start Supplied material
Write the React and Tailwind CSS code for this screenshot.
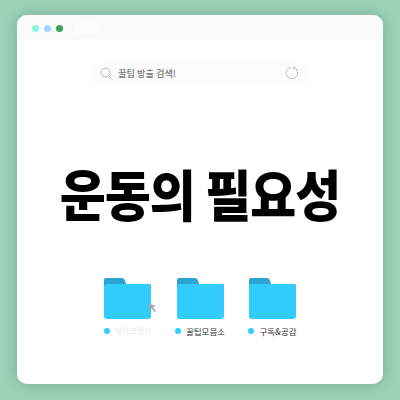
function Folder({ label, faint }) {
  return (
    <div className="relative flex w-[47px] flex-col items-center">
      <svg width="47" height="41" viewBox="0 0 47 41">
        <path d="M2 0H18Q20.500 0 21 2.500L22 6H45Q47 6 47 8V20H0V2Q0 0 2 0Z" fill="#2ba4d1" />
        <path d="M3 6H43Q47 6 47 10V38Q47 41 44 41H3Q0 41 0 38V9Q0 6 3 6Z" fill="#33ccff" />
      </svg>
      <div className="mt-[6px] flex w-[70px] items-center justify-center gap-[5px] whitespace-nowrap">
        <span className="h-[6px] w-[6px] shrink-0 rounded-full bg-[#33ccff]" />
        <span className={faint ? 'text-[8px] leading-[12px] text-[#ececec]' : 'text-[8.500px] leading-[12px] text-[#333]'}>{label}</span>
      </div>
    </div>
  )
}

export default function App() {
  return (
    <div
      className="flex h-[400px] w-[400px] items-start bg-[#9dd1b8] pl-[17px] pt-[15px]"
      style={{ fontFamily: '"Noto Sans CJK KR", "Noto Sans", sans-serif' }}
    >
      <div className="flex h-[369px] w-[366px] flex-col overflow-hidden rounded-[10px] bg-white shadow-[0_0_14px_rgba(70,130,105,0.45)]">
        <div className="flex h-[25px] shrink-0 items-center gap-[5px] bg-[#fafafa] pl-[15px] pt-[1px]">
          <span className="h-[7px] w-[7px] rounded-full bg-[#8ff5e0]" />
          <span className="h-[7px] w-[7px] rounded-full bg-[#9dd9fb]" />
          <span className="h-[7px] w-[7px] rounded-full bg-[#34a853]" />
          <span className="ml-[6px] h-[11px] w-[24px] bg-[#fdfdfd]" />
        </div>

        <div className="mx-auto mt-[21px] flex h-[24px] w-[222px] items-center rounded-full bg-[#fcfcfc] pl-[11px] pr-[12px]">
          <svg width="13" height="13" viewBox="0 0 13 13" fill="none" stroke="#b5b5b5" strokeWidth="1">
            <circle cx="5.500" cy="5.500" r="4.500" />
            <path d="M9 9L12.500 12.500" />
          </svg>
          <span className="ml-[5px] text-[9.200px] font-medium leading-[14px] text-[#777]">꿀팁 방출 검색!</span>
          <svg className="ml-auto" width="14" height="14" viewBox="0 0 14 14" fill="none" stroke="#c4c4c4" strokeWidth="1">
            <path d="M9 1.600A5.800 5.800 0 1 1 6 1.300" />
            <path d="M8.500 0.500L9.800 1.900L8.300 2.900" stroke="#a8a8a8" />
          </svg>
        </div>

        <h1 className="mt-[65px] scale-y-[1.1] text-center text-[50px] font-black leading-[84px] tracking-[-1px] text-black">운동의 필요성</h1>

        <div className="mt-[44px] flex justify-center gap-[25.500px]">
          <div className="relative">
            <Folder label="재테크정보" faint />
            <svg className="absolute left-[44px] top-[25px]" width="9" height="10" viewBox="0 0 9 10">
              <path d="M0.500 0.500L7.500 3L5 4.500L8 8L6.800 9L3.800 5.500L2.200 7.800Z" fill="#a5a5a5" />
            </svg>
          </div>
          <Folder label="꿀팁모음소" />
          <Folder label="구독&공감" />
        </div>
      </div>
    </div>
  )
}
end Supplied material
start Supplied material
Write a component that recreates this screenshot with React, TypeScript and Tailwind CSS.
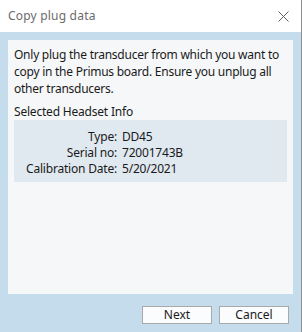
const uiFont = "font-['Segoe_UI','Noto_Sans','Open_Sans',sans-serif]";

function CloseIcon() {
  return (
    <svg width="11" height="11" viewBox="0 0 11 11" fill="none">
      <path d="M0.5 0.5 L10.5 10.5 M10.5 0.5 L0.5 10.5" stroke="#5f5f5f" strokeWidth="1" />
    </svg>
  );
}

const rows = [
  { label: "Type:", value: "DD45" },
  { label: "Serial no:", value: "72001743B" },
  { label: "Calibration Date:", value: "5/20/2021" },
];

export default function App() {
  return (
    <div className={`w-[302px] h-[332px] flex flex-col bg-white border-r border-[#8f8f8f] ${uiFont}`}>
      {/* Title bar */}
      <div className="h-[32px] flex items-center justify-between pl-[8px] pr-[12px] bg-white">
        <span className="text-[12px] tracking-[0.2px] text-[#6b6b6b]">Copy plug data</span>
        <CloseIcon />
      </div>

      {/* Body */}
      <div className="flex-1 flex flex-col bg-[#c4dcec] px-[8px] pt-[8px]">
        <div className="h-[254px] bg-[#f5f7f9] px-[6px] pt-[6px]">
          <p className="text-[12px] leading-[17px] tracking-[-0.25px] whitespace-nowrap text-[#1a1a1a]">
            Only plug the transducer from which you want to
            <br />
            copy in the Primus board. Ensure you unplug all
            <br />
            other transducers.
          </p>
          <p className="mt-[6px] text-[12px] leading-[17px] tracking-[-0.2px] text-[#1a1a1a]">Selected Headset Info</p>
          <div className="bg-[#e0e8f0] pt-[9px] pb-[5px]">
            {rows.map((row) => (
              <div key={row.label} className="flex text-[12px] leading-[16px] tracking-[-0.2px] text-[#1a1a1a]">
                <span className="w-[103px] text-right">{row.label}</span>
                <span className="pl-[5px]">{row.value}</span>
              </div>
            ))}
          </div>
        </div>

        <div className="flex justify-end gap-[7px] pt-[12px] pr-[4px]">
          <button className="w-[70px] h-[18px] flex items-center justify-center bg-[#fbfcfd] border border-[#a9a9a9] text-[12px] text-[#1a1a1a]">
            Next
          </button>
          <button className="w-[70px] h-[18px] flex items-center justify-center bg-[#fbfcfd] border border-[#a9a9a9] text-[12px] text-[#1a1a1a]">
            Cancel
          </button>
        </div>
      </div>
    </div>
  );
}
end Supplied material
Task to carry out » From the entries above, extract each line containing "Write".

Task result »
Write the React and Tailwind CSS code for this screenshot.
Write a component that recreates this screenshot with React, TypeScript and Tailwind CSS.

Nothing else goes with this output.